SUPPLIED INFORMATION —
## START
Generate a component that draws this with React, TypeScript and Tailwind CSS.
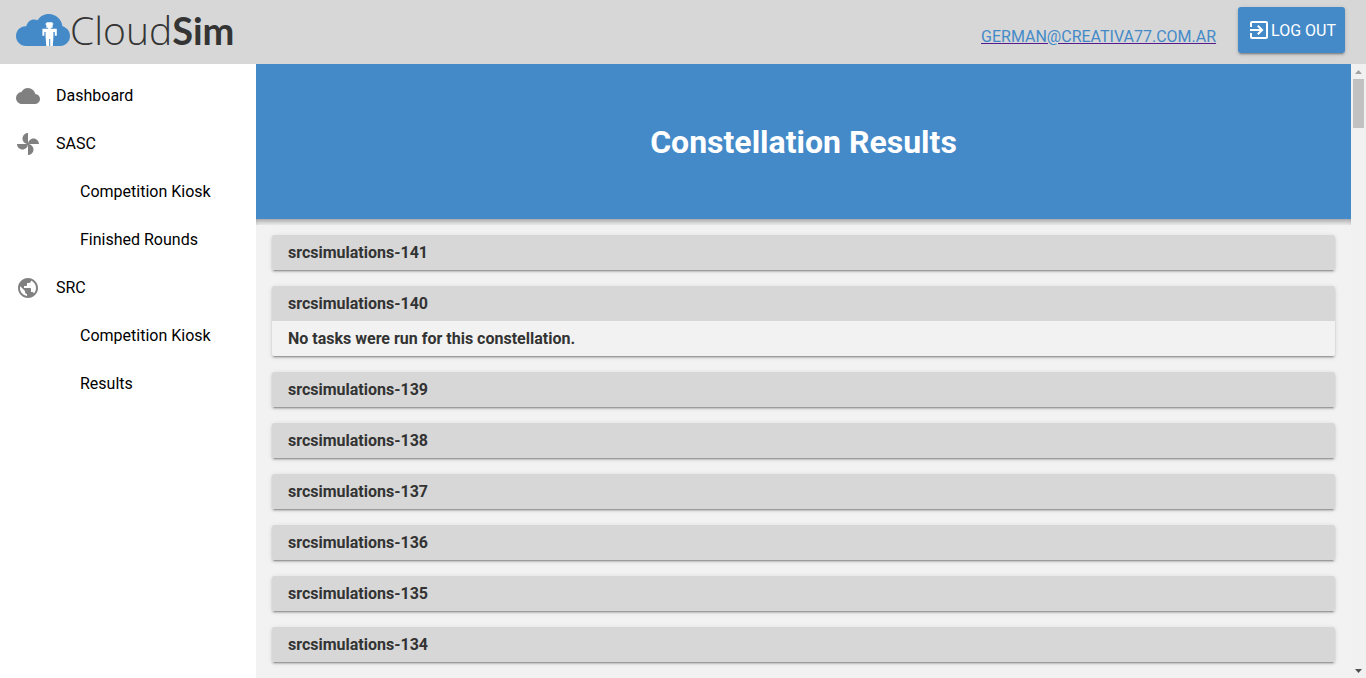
import { MdCloud, MdExitToApp, MdPublic } from "react-icons/md";

const constellations = [
  { name: "srcsimulations-141" },
  { name: "srcsimulations-140", message: "No tasks were run for this constellation." },
  { name: "srcsimulations-139" },
  { name: "srcsimulations-138" },
  { name: "srcsimulations-137" },
  { name: "srcsimulations-136" },
  { name: "srcsimulations-135" },
  { name: "srcsimulations-134" },
];

function FanIcon() {
  return (
    <svg viewBox="0 0 24 24" className="size-6" fill="currentColor" aria-hidden="true">
      <path d="M12 12c0-3 2.5-5.5 5.5-5.5S23 9 23 12H12zm0 0c0 3-2.5 5.5-5.5 5.5S1 15 1 12h11zm0 0c-3 0-5.5-2.5-5.5-5.5S9 1 12 1v11zm0 0c3 0 5.5 2.5 5.5 5.5S15 23 12 23V12z" />
    </svg>
  );
}

const navigation = [
  { label: "Dashboard", icon: <MdCloud className="size-6" />, children: [] },
  { label: "SASC", icon: <FanIcon />, children: ["Competition Kiosk", "Finished Rounds"] },
  { label: "SRC", icon: <MdPublic className="size-6" />, children: ["Competition Kiosk", "Results"] },
];

function Logo() {
  return (
    <a href="#" className="flex items-center text-[#343434]">
      <svg viewBox="0 0 54 32" className="h-8 w-[54px]" aria-hidden="true">
        <path
          fill="#448ac9"
          d="M10 32C4.400 32 0 27.600 0 22C0 16.200 4.600 11.800 10.300 12.200C11.300 8 14.500 5.400 18 5.400C19.300 5.400 20.500 5.700 21.600 6.300C23.800 2.300 28 0 32.700 0C39.700 0 45.600 5 46.400 12.200C51 13.400 54 17.400 54 22C54 27.600 49.600 32 44 32Z"
        />
        <path
          fill="#fff"
          d="M30.600 8.300H36.400V9.300H37.200V10.800H36.600V13.800H34.800V14.800H40.800V21.800H38.800V18H37.400V23L36.800 32H34.200V25H33.200V32H30.300L29.600 23V18H28.400V21.800H26.400V14.800H32.200V13.800H30.300V10.800H29.600V9.300H30.600Z"
        />
      </svg>
      <span className="flex items-baseline leading-[46px]">
        <span className="font-['Open_Sans',sans-serif] text-[39px] font-light">Cloud</span>
        <span className="font-['Lato',sans-serif] text-[38px] font-bold">Sim</span>
      </span>
    </a>
  );
}

function Scrollbar() {
  return (
    <div className="flex w-[15px] shrink-0 flex-col items-center bg-[#f1f1f1]" aria-hidden="true">
      <div className="flex h-[15px] items-center">
        <svg viewBox="0 0 7 4" className="h-1 w-[7px]" fill="#a3a3a3">
          <path d="M0 4L3.500 0L7 4Z" />
        </svg>
      </div>
      <div className="h-[49px] w-[11px] bg-[#c1c1c1]" />
      <div className="mt-auto flex h-[15px] items-center">
        <svg viewBox="0 0 7 4" className="h-1 w-[7px]" fill="#505050">
          <path d="M0 0L3.500 4L7 0Z" />
        </svg>
      </div>
    </div>
  );
}

export default function App() {
  return (
    <div className="flex h-screen flex-col overflow-hidden bg-white font-['Roboto',sans-serif] text-base text-[#212121]">
      <header className="flex h-16 shrink-0 items-center justify-between bg-[#d7d7d7] pr-[21px] pb-1 pl-4">
        <Logo />
        <div className="flex items-center gap-[22px]">
          <a
            href="#"
            className="mt-3.5 text-[#448ac9] underline decoration-[#551a8b]"
          >
            GERMAN@CREATIVA77.COM.AR
          </a>
          <button
            type="button"
            className="flex h-[46px] items-center rounded-[3px] bg-[#448ac9] px-[9px] text-white shadow-[0_2px_2px_0_rgba(0,0,0,0.14),0_1px_5px_0_rgba(0,0,0,0.12),0_3px_1px_-2px_rgba(0,0,0,0.2)]"
          >
            <MdExitToApp className="size-6" />
            <span className="pt-0.5">LOG OUT</span>
          </button>
        </div>
      </header>

      <div className="flex min-h-0 flex-1">
        <nav className="w-64 shrink-0 pt-2 text-black">
          <ul>
            {navigation.map((item) => (
              <li key={item.label}>
                <a href="#" className="flex h-12 items-center gap-4 px-4">
                  <span className="text-[#808080]">{item.icon}</span>
                  {item.label}
                </a>
                <ul>
                  {item.children.map((child) => (
                    <li key={child}>
                      <a href="#" className="flex h-12 items-center pl-20">
                        {child}
                      </a>
                    </li>
                  ))}
                </ul>
              </li>
            ))}
          </ul>
        </nav>

        <main className="min-w-0 flex-1 overflow-hidden bg-[#f2f2f2]">
          <div className="flex h-[155px] items-center justify-center bg-[#448ac9]">
            <h1 className="text-[32px] leading-10 font-bold text-white">Constellation Results</h1>
          </div>
          <div className="h-1.5 shadow-[inset_0_5px_6px_-3px_rgba(0,0,0,0.4)]" />
          <div className="flex flex-col gap-4 px-4 pt-2.5 pb-4">
            {constellations.map((item) => (
              <section
                key={item.name}
                className="overflow-hidden rounded-[2px] leading-[19px] font-bold text-[#333333] shadow-[0_2px_2px_0_rgba(0,0,0,0.14),0_1px_5px_0_rgba(0,0,0,0.12),0_3px_1px_-2px_rgba(0,0,0,0.2)]"
              >
                <h2 className="bg-[#d7d7d7] px-4 py-2">{item.name}</h2>
                {item.message && <p className="px-4 py-2">{item.message}</p>}
              </section>
            ))}
          </div>
        </main>
        <Scrollbar />
      </div>
    </div>
  );
}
## END
WRITTEN EXERCISE — Go from the first line of the listing to the line holding "MdCloud, MdExitToApp, MdPublic" and, please, transcribe those lines exactly, both included, with no pictures.

FINISHED EXERCISE —
Generate a component that draws this with React, TypeScript and Tailwind CSS.
import { MdCloud, MdExitToApp, MdPublic } from "react-icons/md";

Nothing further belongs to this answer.